Later, Phillip’s disingenuousness reared its ugly head again when she painted a doomsday scenario (click “expand”):

PHILLIP: [L]ook, I think Trump ran on what he ran on, but I think the question — we started this conversation about honesty or lack thereof. If Trump had told the American people what he told them today, that would have been honest and true. If he tells the American people, you’re going to have to pay more for your avocados, you’re going to have to pay more for whatever, because —

RAMPELL: Everything you buy at Walmart.

PHILLIP: — everything you buy at Walmart, because deportations are important and because negotiating and forcing these other countries to be right on trade is important, that would be a different conversation, but that’s not what he is saying.

BARTOS: And real wage growth. Let’s not forget real wage growth.

PHILLIP: But, Jeff, that is not what he is saying. He is not being honest —

SELLERS: But wages have grown more.

PHILLIP: — with Americans that prices might —

BARTOS: Not having kept pace with inflation.

PHILLIP: — because of his policies, prices might go up.

SELLERS: But wages have grown more in Biden than they did under Trump.

JENNINGS: I think —

BARTOS: They have not kept pace with inflation.

RAMPELL: They have! They have in the last few years.

SELLERS: But they have grown more, Abby, can you act — because he keeps throwing these —

JENNINGS: Wages are up — wages are up 22 percent.

PHILLIP: Hold on — hold on, Scott.

SELLERS: — wages are actually up more under Joe Biden than they were under Donald Trump.

BARTOS: Real wages. Not — not wage — wages as measured with inflation, right? You have to exceed inflation, otherwise you can’t keep up.

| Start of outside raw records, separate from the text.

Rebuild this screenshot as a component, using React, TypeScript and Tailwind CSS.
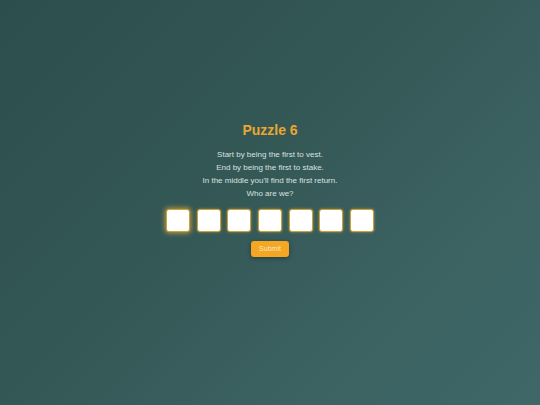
import React from "react";

export default function App() {
  const boxes = [0, 1, 2, 3, 4, 5, 6];
  return (
    <div
      className="w-[540px] h-[405px] overflow-hidden bg-[linear-gradient(135deg,#2c4f4d_0%,#345856_45%,#3c6262_75%,#3f6767_100%)] flex flex-col items-center pt-[122px]"
      style={{ fontFamily: '"Liberation Sans", Arial, sans-serif' }}
    >
      <h1 className="text-[14px] leading-[16px] font-bold text-[#eba62f]">Puzzle 6</h1>
      <div className="mt-[9.5px] text-[8px] leading-[13px] text-[#d9e1e0] text-center">
        <p>Start by being the first to vest.</p>
        <p>End by being the first to stake.</p>
        <p>In the middle you'll find the first return.</p>
        <p>Who are we?</p>
      </div>
      <div className="mt-[9.5px] flex gap-[6.7px]">
        {boxes.map((i) => (
          <div
            key={i}
            className={
              i === 0
                ? "w-[24px] h-[23px] bg-white rounded-[3px] border border-[#c9a03c] shadow-[0_0_5px_1px_rgba(240,180,50,0.75)]"
                : "w-[24px] h-[23px] bg-white rounded-[3px] border border-[#c9a03c] shadow-[0_0_3px_0px_rgba(240,180,50,0.6)]"
            }
          />
        ))}
      </div>
      <button className="mt-[9px] w-[38px] h-[16px] rounded-[3px] bg-[#f5a623] text-[#fbe9c8] text-[7px] leading-[16px] shadow-[0_1px_4px_rgba(0,0,0,0.35)]">
        Submit
      </button>
    </div>
  );
}
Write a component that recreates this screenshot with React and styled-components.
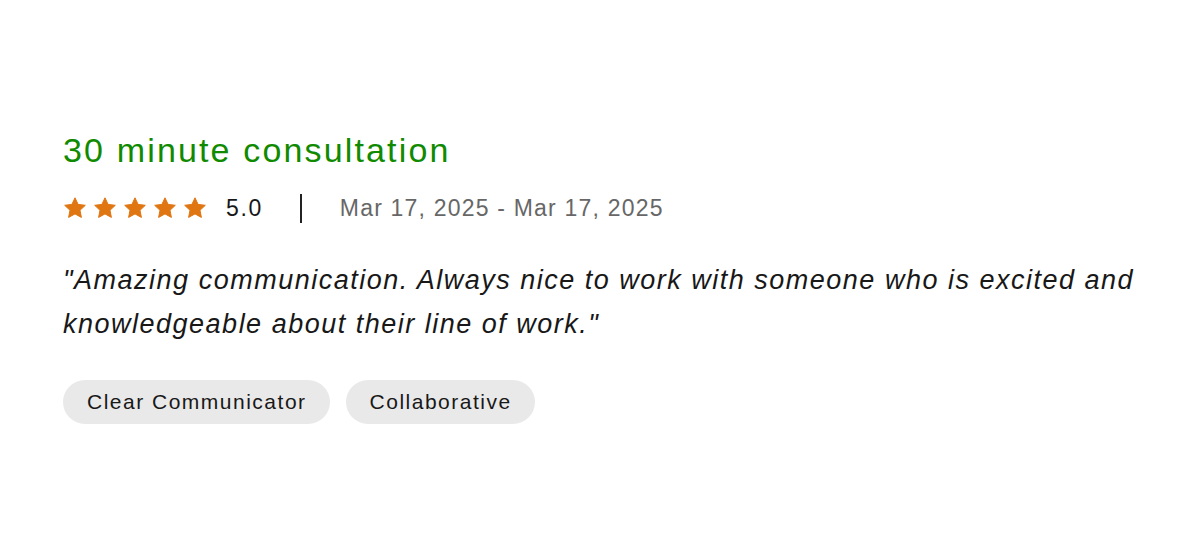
import React from "react";
import styled, { createGlobalStyle } from "styled-components";

const Global = createGlobalStyle`
  html, body { margin: 0; padding: 0; background: #ffffff; }
  body { font-family: "Liberation Sans", Arial, sans-serif; color: #181818; }
`;

const Page = styled.div`
  width: 1200px;
  height: 550px;
  box-sizing: border-box;
  padding: 130px 63px 0;
  display: flex;
  flex-direction: column;
`;

const Title = styled.h2`
  margin: 0;
  font-size: 34px;
  line-height: 40px;
  font-weight: 400;
  letter-spacing: 2.15px;
  color: #108a00;
`;

const MetaRow = styled.div`
  margin-top: 23px;
  height: 30px;
  display: flex;
  align-items: center;
`;

const Stars = styled.div`
  display: flex;
  gap: 6px;
`;

const Rating = styled.span`
  margin-left: 19px;
  font-size: 23px;
  letter-spacing: 1.6px;
  color: #181818;
`;

const Divider = styled.span`
  width: 2px;
  height: 29px;
  background: #222;
  margin: 0 38px 0 37px;
`;

const DateRange = styled.span`
  font-size: 23px;
  letter-spacing: 1.2px;
  color: #676767;
`;

const Quote = styled.p`
  margin: 35px 0 0;
  max-width: 1100px;
  font-size: 27px;
  line-height: 44px;
  font-style: italic;
  letter-spacing: 1.5px;
  color: #181818;
`;

const Chips = styled.div`
  margin-top: 34px;
  display: flex;
  gap: 16px;
`;

const Chip = styled.span`
  height: 44px;
  padding: 0 23px 0 24px;
  display: inline-flex;
  align-items: center;
  border-radius: 22px;
  background: #e9e9e9;
  font-size: 21px;
  letter-spacing: 1.5px;
  color: #181818;
`;

const Star = () => (
  <svg width="24" height="24" viewBox="0 0 24 24">
    <path
      d="M12 1.8l3.1 6.6 7.2.9-5.3 5 1.4 7.1L12 17.9l-6.4 3.5 1.4-7.1-5.3-5 7.2-.9z"
      fill="#df7612"
      stroke="#df7612"
      strokeWidth="1"
      strokeLinejoin="round"
    />
  </svg>
);

export default function App() {
  return (
    <>
      <Global />
      <Page>
        <Title>30 minute consultation</Title>
        <MetaRow>
          <Stars>
            {[0, 1, 2, 3, 4].map((i) => (
              <Star key={i} />
            ))}
          </Stars>
          <Rating>5.0</Rating>
          <Divider />
          <DateRange>Mar 17, 2025 - Mar 17, 2025</DateRange>
        </MetaRow>
        <Quote>
          "Amazing communication. Always nice to work with someone who is excited and
          knowledgeable about their line of work."
        </Quote>
        <Chips>
          <Chip>Clear Communicator</Chip>
          <Chip>Collaborative</Chip>
        </Chips>
      </Page>
    </>
  );
}
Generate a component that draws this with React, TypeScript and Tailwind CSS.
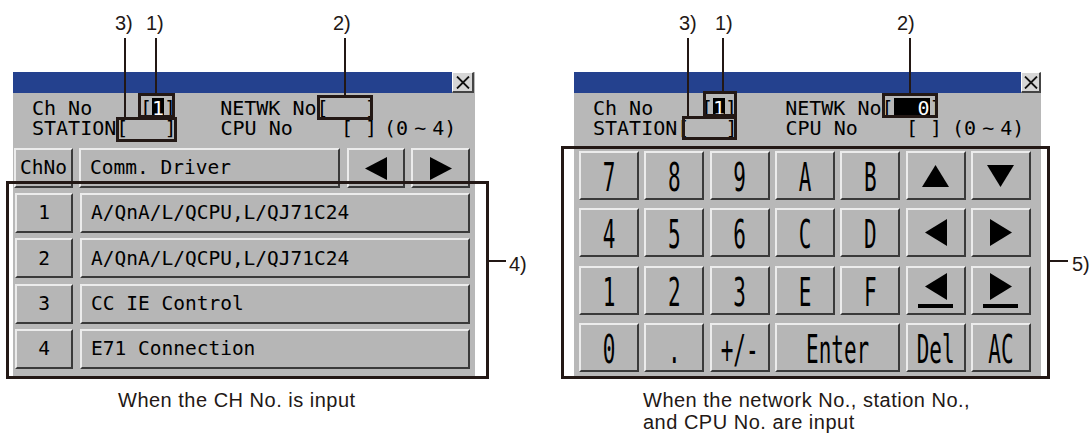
import type { ReactNode } from "react";

const mono = "font-['DejaVu_Sans_Mono','Liberation_Mono',monospace]";
const sans = "font-['Liberation_Sans',Arial,sans-serif]";
const btn =
  "flex items-center border-2 border-t-[#ececec] border-l-[#ececec] border-r-[#3a3a3a] border-b-[#3a3a3a] bg-[#b6b6b6]";

function CloseBox({ w }: { w: string }) {
  return (
    <div className={`${w} flex h-full items-center justify-center border-l border-t border-l-white border-t-white border-b-2 border-r-2 border-b-[#444] border-r-[#444] bg-[#d6d6d6]`}>
      <svg width="14" height="13" viewBox="0 0 14 13">
        <path d="M1 0.5 L13 12.5 M13 0.5 L1 12.5" stroke="#111" strokeWidth="1.8" />
      </svg>
    </div>
  );
}

function Header({ right }: { right?: boolean }) {
  const gap = right ? "w-[48px]" : "w-[44px]";
  return (
    <div className={`${mono} whitespace-pre pl-[19px] pt-[5px] text-[20px] leading-[20px] text-black`}>
      <div className="flex h-[20px]">
        <span className="w-[108px]">Ch No</span>
        <span>[</span>
        <span className="bg-black text-white">1</span>
        <span>]</span>
        <span className={gap} />
        <span>NETWK No</span>
        {right ? (
          <>
            <span>[</span>
            <span className="w-[36px] bg-black text-right text-white">0</span>
            <span>]</span>
          </>
        ) : (
          <span>[   ]</span>
        )}
      </div>
      <div className="flex h-[20px]">
        <span>STATION</span>
        <span>[   ]</span>
        <span className={gap} />
        <span>CPU No    [ ]</span>
        <span className={right ? "w-[10px]" : "w-[7px]"} />
        <span>(0</span>
        <span className="w-[24px] text-center">~</span>
        <span>4)</span>
      </div>
    </div>
  );
}

function Panel({ right, close, children }: { right?: boolean; close: string; children: ReactNode }) {
  return (
    <div className="bg-[#b8b8b8]">
      <div className="flex h-[21px]">
        <div className="flex-1 bg-[#24418e]" />
        <CloseBox w={close} />
        {!right && <div className="w-[1px]" />}
      </div>
      <Header right={right} />
      {children}
    </div>
  );
}

function Tri({ dir, w, h }: { dir: "l" | "r" | "u" | "d"; w: number; h: number }) {
  const pts = {
    l: `${w},0 0,${h / 2} ${w},${h}`,
    r: `0,0 ${w},${h / 2} 0,${h}`,
    u: `${w / 2},0 ${w},${h} 0,${h}`,
    d: `0,0 ${w},0 ${w / 2},${h}`,
  }[dir];
  return (
    <svg width={w} height={h} viewBox={`0 0 ${w} ${h}`}>
      <polygon points={pts} fill="#000" />
    </svg>
  );
}

const drivers = ["A/QnA/L/QCPU,L/QJ71C24", "A/QnA/L/QCPU,L/QJ71C24", "CC IE Control", "E71 Connection"];

function ChannelList() {
  return (
    <div className={`${mono} text-[19.5px] text-black`}>
      <div className="ml-[1px] mt-[10px] flex h-[40px]">
        <div className={`${btn} w-[59px] justify-center`}>ChNo</div>
        <div className={`${btn} ml-[6px] w-[261px] whitespace-pre pl-[9px]`}>Comm. Driver</div>
        <div className={`${btn} ml-[7px] w-[58px] justify-center`}>
          <Tri dir="l" w={22} h={23} />
        </div>
        <div className={`${btn} ml-[6px] w-[59px] justify-center`}>
          <Tri dir="r" w={22} h={23} />
        </div>
      </div>
      <div className="ml-[2px] mt-[5px] flex flex-col gap-y-[5.33px] pb-[7px]">
        {drivers.map((d, i) => (
          <div key={i} className="flex h-[40px]">
            <div className={`${btn} w-[58px] justify-center`}>{i + 1}</div>
            <div className={`${btn} ml-[7px] w-[390px] whitespace-pre pl-[9px]`}>{d}</div>
          </div>
        ))}
      </div>
    </div>
  );
}

function Underlined({ dir }: { dir: "l" | "r" }) {
  return (
    <div className="flex flex-col items-center">
      <Tri dir={dir} w={22} h={27} />
      <div className="mt-[4px] h-[4px] w-[35px] bg-black" />
    </div>
  );
}

type Key = { label?: string; icon?: ReactNode; span?: boolean };

const keys: Key[] = [
  { label: "7" }, { label: "8" }, { label: "9" }, { label: "A" }, { label: "B" },
  { icon: <Tri dir="u" w={27} h={22} /> }, { icon: <Tri dir="d" w={27} h={22} /> },
  { label: "4" }, { label: "5" }, { label: "6" }, { label: "C" }, { label: "D" },
  { icon: <Tri dir="l" w={22} h={27} /> }, { icon: <Tri dir="r" w={22} h={27} /> },
  { label: "1" }, { label: "2" }, { label: "3" }, { label: "E" }, { label: "F" },
  { icon: <Underlined dir="l" /> }, { icon: <Underlined dir="r" /> },
  { label: "0" }, { label: "." }, { label: "+/-" }, { label: "Enter", span: true }, { label: "Del" }, { label: "AC" },
];

function Keypad() {
  return (
    <div className="mt-[13px] grid grid-cols-[repeat(7,60px)] gap-x-[5.33px] gap-y-[8.33px] pb-[4px] pl-[5px]">
      {keys.map((k, i) => (
        <div key={i} className={`${btn} h-[49px] justify-center ${k.span ? "col-span-2" : ""}`}>
          {k.icon ?? (
            <span className={`${mono} inline-block whitespace-pre pt-[4px] text-[21px] leading-[21px] text-black scale-y-[1.85]`}>
              {k.label}
            </span>
          )}
        </div>
      ))}
    </div>
  );
}

const ink = "absolute bg-[#231815]";
const frame = "absolute border-[3px] border-[#231815]";
const label = `absolute ${sans} text-[20px] leading-[20px] text-[#231815]`;

export default function App() {
  return (
    <div className="relative h-[436px] w-[1091px] overflow-hidden bg-white">
      <div className="flex pt-[72px]">
        <div className="ml-[13px] flex w-[462px] flex-col">
          <Panel close="w-[22px]">
            <ChannelList />
          </Panel>
          <p className={`${sans} mt-[13px] pl-[105px] text-[20px] leading-[22px] tracking-[0.5px] text-[#231815]`}>
            When the CH No. is input
          </p>
        </div>
        <div className="ml-[99px] flex w-[467px] flex-col">
          <Panel right close="w-[20px]">
            <Keypad />
          </Panel>
          <p className={`${sans} mt-[13px] pl-[69px] text-[20px] leading-[22px] tracking-[0.5px] text-[#231815]`}>
            <span className="block">When the network No., station No.,</span>
            <span className="block">and CPU No. are input</span>
          </p>
        </div>
      </div>

      {/* callouts, left figure */}
      <span className={`${label} left-[115px] top-[13px]`}>3)</span>
      <span className={`${label} left-[146px] top-[13px]`}>1)</span>
      <span className={`${label} left-[333px] top-[13px]`}>2)</span>
      <div className={`${ink} left-[124px] top-[38px] h-[79px] w-[2px]`} />
      <div className={`${ink} left-[155px] top-[38px] h-[55px] w-[2px]`} />
      <div className={`${ink} left-[344px] top-[38px] h-[57px] w-[2px]`} />
      <div className={`${frame} left-[138px] top-[93px] h-[25px] w-[37px]`} />
      <div className={`${frame} left-[116px] top-[117px] h-[25px] w-[61px]`} />
      <div className={`${frame} left-[317px] top-[95px] h-[25px] w-[56px]`} />
      <div className={`${frame} left-[6px] top-[181px] h-[198px] w-[483px]`} />
      <div className={`${ink} left-[489px] top-[260px] h-[2px] w-[17px]`} />
      <span className={`${label} left-[509px] top-[254px]`}>4)</span>

      {/* callouts, right figure */}
      <span className={`${label} left-[679px] top-[13px]`}>3)</span>
      <span className={`${label} left-[715px] top-[13px]`}>1)</span>
      <span className={`${label} left-[897px] top-[13px]`}>2)</span>
      <div className={`${ink} left-[687px] top-[38px] h-[79px] w-[2px]`} />
      <div className={`${ink} left-[722px] top-[38px] h-[53px] w-[2px]`} />
      <div className={`${ink} left-[909px] top-[38px] h-[55px] w-[2px]`} />
      <div className={`${frame} left-[703px] top-[91px] h-[26px] w-[34px]`} />
      <div className={`${frame} left-[682px] top-[116px] h-[24px] w-[55px]`} />
      <div className={`${frame} left-[882px] top-[93px] h-[25px] w-[56px]`} />
      <div className={`${frame} left-[561px] top-[146px] h-[233px] w-[489px]`} />
      <div className={`${ink} left-[1050px] top-[260px] h-[2px] w-[18px]`} />
      <span className={`${label} left-[1072px] top-[254px]`}>5)</span>
    </div>
  );
}
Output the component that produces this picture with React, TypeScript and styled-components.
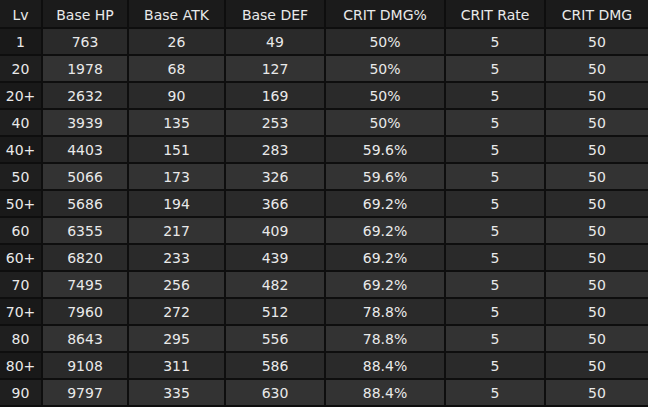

With time running out, Jennings stated one last time the reality most of the panel refused to accept:

Democrats are underestimating the anger about the immigration system, the anger about the border, the crisis that it is, and what Americans are willing to do to fix it and I think there may actually be some elasticity in the American people on accepting certain short-term issues here — economic issues if it means this can be solved.